--- begin ---

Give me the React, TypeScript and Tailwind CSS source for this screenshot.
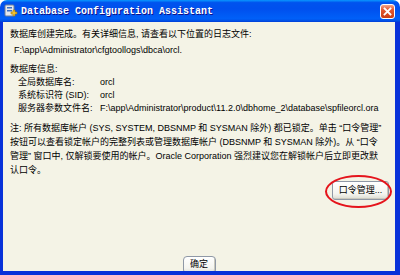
import React from 'react';

const font = { fontFamily: '"Liberation Sans", "Noto Sans CJK SC", sans-serif' };

const AppIcon: React.FC = () => (
  <svg width="14" height="14" viewBox="0 0 14 14">
    <rect x="1" y="1" width="9" height="11" rx="1" fill="#e4e8ee" stroke="#6f7f96" />
    <rect x="3" y="3" width="5" height="1.5" fill="#3a6fc4" />
    <rect x="3" y="6" width="5" height="1.5" fill="#3a6fc4" />
    <path d="M9 6h2v2h2v2h-2v2H9v-2H7V8h2z" fill="#f2c230" stroke="#a07a10" strokeWidth="0.6" />
  </svg>
);

const XpButton: React.FC<{ label: string; className?: string }> = ({ label, className }) => (
  <div
    className={
      'flex items-center justify-center rounded-[3px] border border-[#8f98a6] bg-[linear-gradient(180deg,#ffffff,#f4f4ef_70%,#dcdcd2)] text-[9px] text-black shadow-[inset_-1px_-1px_0_#c9c8bd] ' +
      (className ?? '')
    }
  >
    {label}
  </div>
);

export default function App() {
  return (
    <div className="w-[400px] h-[275px] flex flex-col bg-white overflow-hidden" style={font}>
      {/* title bar */}
      <div className="h-[22px] flex items-center rounded-t-[7px] bg-[linear-gradient(180deg,#0997ff,#0053ee_12%,#0050ee_40%,#0060f8_85%,#0052e8_93%,#003dd7)] pl-[4px] pr-[5px]">
        <AppIcon />
        <span
          className="ml-[3px] text-[10px] font-bold text-white tracking-[0px] [text-shadow:1px_1px_#0f1089]"
          style={{ fontFamily: '"Liberation Mono", monospace' }}
        >
          Database Configuration Assistant
        </span>
        <div className="ml-auto w-[15px] h-[15px] rounded-[3px] border border-white bg-[linear-gradient(180deg,#f3a58c,#e35a32_35%,#c93d14)] flex items-center justify-center">
          <svg width="9" height="9" viewBox="0 0 9 9">
            <path d="M1.5 1.5l6 6M7.5 1.5l-6 6" stroke="#fff" strokeWidth="1.8" strokeLinecap="square" />
          </svg>
        </div>
      </div>

      {/* body */}
      <div className="flex-1 flex flex-col border-l-[3px] border-r-[5px] border-b-[4px] border-[#0831d9] bg-[#f4f3e6] overflow-hidden text-[9px] text-black">
        <div className="pl-[7px] pt-[6px] leading-[13px] whitespace-nowrap">
          <div>数据库创建完成。有关详细信息, 请查看以下位置的日志文件:</div>
          <div className="mt-[3px] pl-[4px]">F:\app\Administrator\cfgtoollogs\dbca\orcl.</div>

          <div className="mt-[6px]">数据库信息:</div>
          <div className="pl-[8px]">
            <div className="flex">
              <span className="w-[82px]">全局数据库名:</span>
              <span>orcl</span>
            </div>
            <div className="flex">
              <span className="w-[82px]">系统标识符 (SID):</span>
              <span>orcl</span>
            </div>
            <div className="flex">
              <span className="w-[82px]">服务器参数文件名:</span>
              <span>F:\app\Administrator\product\11.2.0\dbhome_2\database\spfileorcl.ora</span>
            </div>
          </div>

          <div className="mt-[6px] leading-[14px]">
            <div>注: 所有数据库帐户 (SYS, SYSTEM, DBSNMP 和 SYSMAN 除外) 都已锁定。单击 “口令管理”</div>
            <div>按钮可以查看锁定帐户的完整列表或管理数据库帐户 (DBSNMP 和 SYSMAN 除外)。从 “口令</div>
            <div>管理” 窗口中, 仅解锁要使用的帐户。Oracle Corporation 强烈建议您在解锁帐户后立即更改默</div>
            <div>认口令。</div>
          </div>
        </div>

        <div className="flex justify-end pr-[6px] mt-[4px]">
          <div className="relative">
            <XpButton label="口令管理..." className="w-[57px] h-[19px]" />
            <div className="absolute left-[-7px] top-[-6px] w-[67px] h-[33px] rounded-[50%] border-2 border-[#e5141c]" />
          </div>
        </div>

        <div className="mt-auto mb-[-3px] flex justify-center">
          <XpButton label="确定" className="w-[33px] h-[18px] rounded-[4px]" />
        </div>
      </div>
    </div>
  );
}
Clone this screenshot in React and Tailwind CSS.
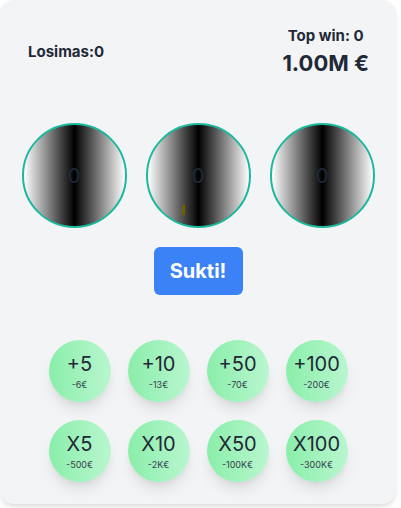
import React, { useState } from 'react';

const BETS = [
    { label: '+5', cost: '-6€' },
    { label: '+10', cost: '-13€' },
    { label: '+50', cost: '-70€' },
    { label: '+100', cost: '-200€' },
    { label: 'X5', cost: '-500€' },
    { label: 'X10', cost: '-2K€' },
    { label: 'X50', cost: '-100K€' },
    { label: 'X100', cost: '-300K€' },
];

export default function App() {
    const [spins] = useState(0);
    const [reels] = useState([0, 0, 0]);

    return (
        <div className="bg-white min-h-screen font-['Inter',sans-serif] text-[#1f2937]">
            <div className="w-[396px] h-[504px] bg-[#f3f4f6] rounded-[14px] shadow-md flex flex-col">
                {/* Header */}
                <div className="flex items-center justify-between pl-7 pr-[27px] pt-[26px]">
                    <div className="text-[15px] leading-5 font-bold">Losimas:{spins}</div>
                    <div className="text-center font-bold">
                        <div className="text-[15px] leading-5">Top win: 0</div>
                        <div className="text-[22px] leading-7 mt-[3px]">1.00M €</div>
                    </div>
                </div>

                {/* Reels */}
                <div className="flex justify-center gap-[19px] mt-[46px]">
                    {reels.map((r, i) => (
                        <div
                            key={i}
                            className="relative w-[105px] h-[105px] rounded-full border-2 border-[#1cb89e] bg-[linear-gradient(to_right,#ffffff_0%,#000000_50%,#ffffff_100%)] flex items-center justify-center"
                        >
                            <span className="text-xl text-[#1e293b]">{r}</span>
                            {i === 1 && (
                                <span className="absolute left-[34px] top-[80px] w-[3px] h-[10px] bg-[#6e6200]" />
                            )}
                        </div>
                    ))}
                </div>

                {/* Spin */}
                <div className="flex justify-center mt-[19px]">
                    <button className="w-[89px] h-[48px] bg-[#3b82f6] text-white text-xl font-bold rounded-md">
                        Sukti!
                    </button>
                </div>

                {/* Bets */}
                <div className="grid grid-cols-4 gap-x-[17px] gap-y-[18px] w-fit mx-auto mt-[45px]">
                    {BETS.map((b) => (
                        <button
                            key={b.label}
                            className="w-[62px] h-[62px] rounded-full bg-[linear-gradient(to_right,#8aeeaa,#b9f6cf)] shadow-lg flex flex-col items-center justify-center"
                        >
                            <span className="text-xl leading-6 text-[#1f2937]">{b.label}</span>
                            <span className="text-[9px] leading-3 mt-[3px] text-[#374151]">{b.cost}</span>
                        </button>
                    ))}
                </div>
            </div>
        </div>
    );
}
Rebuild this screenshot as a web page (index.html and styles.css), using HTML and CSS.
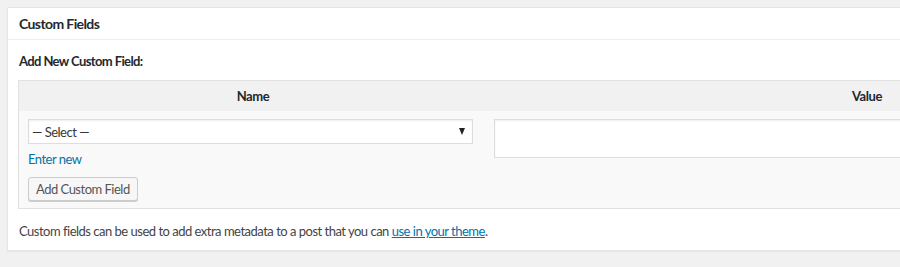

--- end ---

OBJECTIVE:
Transcribe the records above exactly as they appear, leaving out any pictures.

TASK ANSWER:
Give me the React, TypeScript and Tailwind CSS source for this screenshot.
import React from 'react';

const font = { fontFamily: '"Liberation Sans", "Noto Sans CJK SC", sans-serif' };

const AppIcon: React.FC = () => (
  <svg width="14" height="14" viewBox="0 0 14 14">
    <rect x="1" y="1" width="9" height="11" rx="1" fill="#e4e8ee" stroke="#6f7f96" />
    <rect x="3" y="3" width="5" height="1.5" fill="#3a6fc4" />
    <rect x="3" y="6" width="5" height="1.5" fill="#3a6fc4" />
    <path d="M9 6h2v2h2v2h-2v2H9v-2H7V8h2z" fill="#f2c230" stroke="#a07a10" strokeWidth="0.6" />
  </svg>
);

const XpButton: React.FC<{ label: string; className?: string }> = ({ label, className }) => (
  <div
    className={
      'flex items-center justify-center rounded-[3px] border border-[#8f98a6] bg-[linear-gradient(180deg,#ffffff,#f4f4ef_70%,#dcdcd2)] text-[9px] text-black shadow-[inset_-1px_-1px_0_#c9c8bd] ' +
      (className ?? '')
    }
  >
    {label}
  </div>
);

export default function App() {
  return (
    <div className="w-[400px] h-[275px] flex flex-col bg-white overflow-hidden" style={font}>
      {/* title bar */}
      <div className="h-[22px] flex items-center rounded-t-[7px] bg-[linear-gradient(180deg,#0997ff,#0053ee_12%,#0050ee_40%,#0060f8_85%,#0052e8_93%,#003dd7)] pl-[4px] pr-[5px]">
        <AppIcon />
        <span
          className="ml-[3px] text-[10px] font-bold text-white tracking-[0px] [text-shadow:1px_1px_#0f1089]"
          style={{ fontFamily: '"Liberation Mono", monospace' }}
        >
          Database Configuration Assistant
        </span>
        <div className="ml-auto w-[15px] h-[15px] rounded-[3px] border border-white bg-[linear-gradient(180deg,#f3a58c,#e35a32_35%,#c93d14)] flex items-center justify-center">
          <svg width="9" height="9" viewBox="0 0 9 9">
            <path d="M1.5 1.5l6 6M7.5 1.5l-6 6" stroke="#fff" strokeWidth="1.8" strokeLinecap="square" />
          </svg>
        </div>
      </div>

      {/* body */}
      <div className="flex-1 flex flex-col border-l-[3px] border-r-[5px] border-b-[4px] border-[#0831d9] bg-[#f4f3e6] overflow-hidden text-[9px] text-black">
        <div className="pl-[7px] pt-[6px] leading-[13px] whitespace-nowrap">
          <div>数据库创建完成。有关详细信息, 请查看以下位置的日志文件:</div>
          <div className="mt-[3px] pl-[4px]">F:\app\Administrator\cfgtoollogs\dbca\orcl.</div>

          <div className="mt-[6px]">数据库信息:</div>
          <div className="pl-[8px]">
            <div className="flex">
              <span className="w-[82px]">全局数据库名:</span>
              <span>orcl</span>
            </div>
            <div className="flex">
              <span className="w-[82px]">系统标识符 (SID):</span>
              <span>orcl</span>
            </div>
            <div className="flex">
              <span className="w-[82px]">服务器参数文件名:</span>
              <span>F:\app\Administrator\product\11.2.0\dbhome_2\database\spfileorcl.ora</span>
            </div>
          </div>

          <div className="mt-[6px] leading-[14px]">
            <div>注: 所有数据库帐户 (SYS, SYSTEM, DBSNMP 和 SYSMAN 除外) 都已锁定。单击 “口令管理”</div>
            <div>按钮可以查看锁定帐户的完整列表或管理数据库帐户 (DBSNMP 和 SYSMAN 除外)。从 “口令</div>
            <div>管理” 窗口中, 仅解锁要使用的帐户。Oracle Corporation 强烈建议您在解锁帐户后立即更改默</div>
            <div>认口令。</div>
          </div>
        </div>

        <div className="flex justify-end pr-[6px] mt-[4px]">
          <div className="relative">
            <XpButton label="口令管理..." className="w-[57px] h-[19px]" />
            <div className="absolute left-[-7px] top-[-6px] w-[67px] h-[33px] rounded-[50%] border-2 border-[#e5141c]" />
          </div>
        </div>

        <div className="mt-auto mb-[-3px] flex justify-center">
          <XpButton label="确定" className="w-[33px] h-[18px] rounded-[4px]" />
        </div>
      </div>
    </div>
  );
}
Clone this screenshot in React and Tailwind CSS.
import React, { useState } from 'react';

const BETS = [
    { label: '+5', cost: '-6€' },
    { label: '+10', cost: '-13€' },
    { label: '+50', cost: '-70€' },
    { label: '+100', cost: '-200€' },
    { label: 'X5', cost: '-500€' },
    { label: 'X10', cost: '-2K€' },
    { label: 'X50', cost: '-100K€' },
    { label: 'X100', cost: '-300K€' },
];

export default function App() {
    const [spins] = useState(0);
    const [reels] = useState([0, 0, 0]);

    return (
        <div className="bg-white min-h-screen font-['Inter',sans-serif] text-[#1f2937]">
            <div className="w-[396px] h-[504px] bg-[#f3f4f6] rounded-[14px] shadow-md flex flex-col">
                {/* Header */}
                <div className="flex items-center justify-between pl-7 pr-[27px] pt-[26px]">
                    <div className="text-[15px] leading-5 font-bold">Losimas:{spins}</div>
                    <div className="text-center font-bold">
                        <div className="text-[15px] leading-5">Top win: 0</div>
                        <div className="text-[22px] leading-7 mt-[3px]">1.00M €</div>
                    </div>
                </div>

                {/* Reels */}
                <div className="flex justify-center gap-[19px] mt-[46px]">
                    {reels.map((r, i) => (
                        <div
                            key={i}
                            className="relative w-[105px] h-[105px] rounded-full border-2 border-[#1cb89e] bg-[linear-gradient(to_right,#ffffff_0%,#000000_50%,#ffffff_100%)] flex items-center justify-center"
                        >
                            <span className="text-xl text-[#1e293b]">{r}</span>
                            {i === 1 && (
                                <span className="absolute left-[34px] top-[80px] w-[3px] h-[10px] bg-[#6e6200]" />
                            )}
                        </div>
                    ))}
                </div>

                {/* Spin */}
                <div className="flex justify-center mt-[19px]">
                    <button className="w-[89px] h-[48px] bg-[#3b82f6] text-white text-xl font-bold rounded-md">
                        Sukti!
                    </button>
                </div>

                {/* Bets */}
                <div className="grid grid-cols-4 gap-x-[17px] gap-y-[18px] w-fit mx-auto mt-[45px]">
                    {BETS.map((b) => (
                        <button
                            key={b.label}
                            className="w-[62px] h-[62px] rounded-full bg-[linear-gradient(to_right,#8aeeaa,#b9f6cf)] shadow-lg flex flex-col items-center justify-center"
                        >
                            <span className="text-xl leading-6 text-[#1f2937]">{b.label}</span>
                            <span className="text-[9px] leading-3 mt-[3px] text-[#374151]">{b.cost}</span>
                        </button>
                    ))}
                </div>
            </div>
        </div>
    );
}
Rebuild this screenshot as a web page (index.html and styles.css), using HTML and CSS.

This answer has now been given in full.